- **Information provided**
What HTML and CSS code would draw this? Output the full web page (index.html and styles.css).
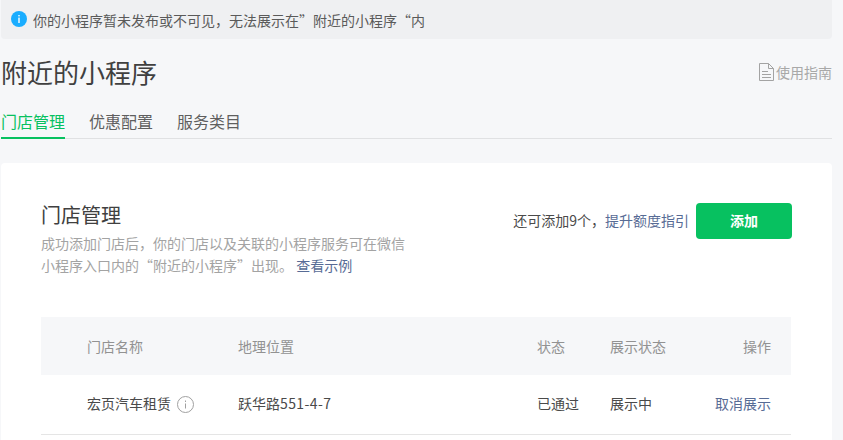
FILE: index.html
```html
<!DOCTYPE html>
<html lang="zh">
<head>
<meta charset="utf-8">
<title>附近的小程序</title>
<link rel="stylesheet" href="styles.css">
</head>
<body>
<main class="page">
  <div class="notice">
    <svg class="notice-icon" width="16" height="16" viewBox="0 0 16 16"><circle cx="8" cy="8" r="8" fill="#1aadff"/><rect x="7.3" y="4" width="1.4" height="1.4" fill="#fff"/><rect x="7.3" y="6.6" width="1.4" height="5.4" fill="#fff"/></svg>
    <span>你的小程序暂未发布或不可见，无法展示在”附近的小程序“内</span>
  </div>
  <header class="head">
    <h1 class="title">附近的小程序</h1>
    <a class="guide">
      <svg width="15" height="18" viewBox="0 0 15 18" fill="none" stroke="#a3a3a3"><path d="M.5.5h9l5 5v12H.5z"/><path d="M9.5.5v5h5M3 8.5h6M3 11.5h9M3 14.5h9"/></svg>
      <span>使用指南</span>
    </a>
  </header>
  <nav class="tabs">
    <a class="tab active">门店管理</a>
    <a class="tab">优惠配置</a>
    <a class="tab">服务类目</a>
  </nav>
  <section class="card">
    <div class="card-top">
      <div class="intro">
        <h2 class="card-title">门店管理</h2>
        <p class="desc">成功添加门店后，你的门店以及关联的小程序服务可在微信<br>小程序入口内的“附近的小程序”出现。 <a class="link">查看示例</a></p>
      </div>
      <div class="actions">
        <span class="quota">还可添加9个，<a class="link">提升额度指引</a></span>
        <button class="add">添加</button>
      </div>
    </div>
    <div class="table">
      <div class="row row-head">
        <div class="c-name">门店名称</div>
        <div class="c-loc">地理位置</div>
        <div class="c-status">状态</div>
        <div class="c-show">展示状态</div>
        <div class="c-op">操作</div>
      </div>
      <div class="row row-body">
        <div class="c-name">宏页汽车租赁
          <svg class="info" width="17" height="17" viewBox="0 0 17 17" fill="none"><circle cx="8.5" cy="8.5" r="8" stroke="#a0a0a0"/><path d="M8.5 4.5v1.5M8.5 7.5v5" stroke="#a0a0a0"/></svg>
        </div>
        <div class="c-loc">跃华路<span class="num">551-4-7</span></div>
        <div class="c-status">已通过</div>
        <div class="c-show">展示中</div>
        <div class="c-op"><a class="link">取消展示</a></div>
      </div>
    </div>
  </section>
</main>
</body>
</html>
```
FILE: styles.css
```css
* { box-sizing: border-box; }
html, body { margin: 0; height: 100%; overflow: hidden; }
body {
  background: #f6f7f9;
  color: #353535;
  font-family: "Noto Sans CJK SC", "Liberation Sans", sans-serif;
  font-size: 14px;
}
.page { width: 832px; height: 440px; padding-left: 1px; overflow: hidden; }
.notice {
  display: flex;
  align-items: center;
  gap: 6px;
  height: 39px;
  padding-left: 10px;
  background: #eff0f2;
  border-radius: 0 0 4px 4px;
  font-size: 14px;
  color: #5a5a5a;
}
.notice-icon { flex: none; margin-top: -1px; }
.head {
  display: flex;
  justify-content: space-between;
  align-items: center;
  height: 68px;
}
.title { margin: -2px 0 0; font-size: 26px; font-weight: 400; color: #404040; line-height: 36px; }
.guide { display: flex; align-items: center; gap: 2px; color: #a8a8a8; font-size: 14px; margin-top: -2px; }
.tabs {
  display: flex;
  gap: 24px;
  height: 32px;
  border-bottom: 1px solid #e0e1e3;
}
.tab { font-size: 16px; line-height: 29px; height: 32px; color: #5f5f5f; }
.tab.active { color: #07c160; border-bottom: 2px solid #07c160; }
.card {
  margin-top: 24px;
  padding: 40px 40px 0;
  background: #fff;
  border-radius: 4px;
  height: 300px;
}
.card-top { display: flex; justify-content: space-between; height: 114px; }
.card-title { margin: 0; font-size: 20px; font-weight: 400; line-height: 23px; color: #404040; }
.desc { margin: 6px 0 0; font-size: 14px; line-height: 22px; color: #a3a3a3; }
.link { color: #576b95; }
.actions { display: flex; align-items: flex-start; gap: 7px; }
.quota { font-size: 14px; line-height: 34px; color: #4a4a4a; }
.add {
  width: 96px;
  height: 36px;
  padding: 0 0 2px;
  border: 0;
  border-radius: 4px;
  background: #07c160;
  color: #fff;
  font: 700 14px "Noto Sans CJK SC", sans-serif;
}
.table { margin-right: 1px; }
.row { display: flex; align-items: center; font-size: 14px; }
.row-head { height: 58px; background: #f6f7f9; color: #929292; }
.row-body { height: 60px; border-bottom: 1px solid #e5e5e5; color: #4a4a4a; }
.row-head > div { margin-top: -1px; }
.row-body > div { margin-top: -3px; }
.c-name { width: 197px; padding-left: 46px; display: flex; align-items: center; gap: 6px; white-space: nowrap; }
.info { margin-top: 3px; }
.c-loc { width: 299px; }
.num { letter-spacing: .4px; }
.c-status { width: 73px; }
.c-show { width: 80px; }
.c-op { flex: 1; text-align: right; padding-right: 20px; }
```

- **Set exercise**
Write out the listing above exactly as it stands, pictures excluded.

- **Answer to this exercise**
What HTML and CSS code would draw this? Output the full web page (index.html and styles.css).
FILE: index.html
```html
<!DOCTYPE html>
<html lang="zh">
<head>
<meta charset="utf-8">
<title>附近的小程序</title>
<link rel="stylesheet" href="styles.css">
</head>
<body>
<main class="page">
  <div class="notice">
    <svg class="notice-icon" width="16" height="16" viewBox="0 0 16 16"><circle cx="8" cy="8" r="8" fill="#1aadff"/><rect x="7.3" y="4" width="1.4" height="1.4" fill="#fff"/><rect x="7.3" y="6.6" width="1.4" height="5.4" fill="#fff"/></svg>
    <span>你的小程序暂未发布或不可见，无法展示在”附近的小程序“内</span>
  </div>
  <header class="head">
    <h1 class="title">附近的小程序</h1>
    <a class="guide">
      <svg width="15" height="18" viewBox="0 0 15 18" fill="none" stroke="#a3a3a3"><path d="M.5.5h9l5 5v12H.5z"/><path d="M9.5.5v5h5M3 8.5h6M3 11.5h9M3 14.5h9"/></svg>
      <span>使用指南</span>
    </a>
  </header>
  <nav class="tabs">
    <a class="tab active">门店管理</a>
    <a class="tab">优惠配置</a>
    <a class="tab">服务类目</a>
  </nav>
  <section class="card">
    <div class="card-top">
      <div class="intro">
        <h2 class="card-title">门店管理</h2>
        <p class="desc">成功添加门店后，你的门店以及关联的小程序服务可在微信<br>小程序入口内的“附近的小程序”出现。 <a class="link">查看示例</a></p>
      </div>
      <div class="actions">
        <span class="quota">还可添加9个，<a class="link">提升额度指引</a></span>
        <button class="add">添加</button>
      </div>
    </div>
    <div class="table">
      <div class="row row-head">
        <div class="c-name">门店名称</div>
        <div class="c-loc">地理位置</div>
        <div class="c-status">状态</div>
        <div class="c-show">展示状态</div>
        <div class="c-op">操作</div>
      </div>
      <div class="row row-body">
        <div class="c-name">宏页汽车租赁
          <svg class="info" width="17" height="17" viewBox="0 0 17 17" fill="none"><circle cx="8.5" cy="8.5" r="8" stroke="#a0a0a0"/><path d="M8.5 4.5v1.5M8.5 7.5v5" stroke="#a0a0a0"/></svg>
        </div>
        <div class="c-loc">跃华路<span class="num">551-4-7</span></div>
        <div class="c-status">已通过</div>
        <div class="c-show">展示中</div>
        <div class="c-op"><a class="link">取消展示</a></div>
      </div>
    </div>
  </section>
</main>
</body>
</html>
```
FILE: styles.css
```css
* { box-sizing: border-box; }
html, body { margin: 0; height: 100%; overflow: hidden; }
body {
  background: #f6f7f9;
  color: #353535;
  font-family: "Noto Sans CJK SC", "Liberation Sans", sans-serif;
  font-size: 14px;
}
.page { width: 832px; height: 440px; padding-left: 1px; overflow: hidden; }
.notice {
  display: flex;
  align-items: center;
  gap: 6px;
  height: 39px;
  padding-left: 10px;
  background: #eff0f2;
  border-radius: 0 0 4px 4px;
  font-size: 14px;
  color: #5a5a5a;
}
.notice-icon { flex: none; margin-top: -1px; }
.head {
  display: flex;
  justify-content: space-between;
  align-items: center;
  height: 68px;
}
.title { margin: -2px 0 0; font-size: 26px; font-weight: 400; color: #404040; line-height: 36px; }
.guide { display: flex; align-items: center; gap: 2px; color: #a8a8a8; font-size: 14px; margin-top: -2px; }
.tabs {
  display: flex;
  gap: 24px;
  height: 32px;
  border-bottom: 1px solid #e0e1e3;
}
.tab { font-size: 16px; line-height: 29px; height: 32px; color: #5f5f5f; }
.tab.active { color: #07c160; border-bottom: 2px solid #07c160; }
.card {
  margin-top: 24px;
  padding: 40px 40px 0;
  background: #fff;
  border-radius: 4px;
  height: 300px;
}
.card-top { display: flex; justify-content: space-between; height: 114px; }
.card-title { margin: 0; font-size: 20px; font-weight: 400; line-height: 23px; color: #404040; }
.desc { margin: 6px 0 0; font-size: 14px; line-height: 22px; color: #a3a3a3; }
.link { color: #576b95; }
.actions { display: flex; align-items: flex-start; gap: 7px; }
.quota { font-size: 14px; line-height: 34px; color: #4a4a4a; }
.add {
  width: 96px;
  height: 36px;
  padding: 0 0 2px;
  border: 0;
  border-radius: 4px;
  background: #07c160;
  color: #fff;
  font: 700 14px "Noto Sans CJK SC", sans-serif;
}
.table { margin-right: 1px; }
.row { display: flex; align-items: center; font-size: 14px; }
.row-head { height: 58px; background: #f6f7f9; color: #929292; }
.row-body { height: 60px; border-bottom: 1px solid #e5e5e5; color: #4a4a4a; }
.row-head > div { margin-top: -1px; }
.row-body > div { margin-top: -3px; }
.c-name { width: 197px; padding-left: 46px; display: flex; align-items: center; gap: 6px; white-space: nowrap; }
.info { margin-top: 3px; }
.c-loc { width: 299px; }
.num { letter-spacing: .4px; }
.c-status { width: 73px; }
.c-show { width: 80px; }
.c-op { flex: 1; text-align: right; padding-right: 20px; }
```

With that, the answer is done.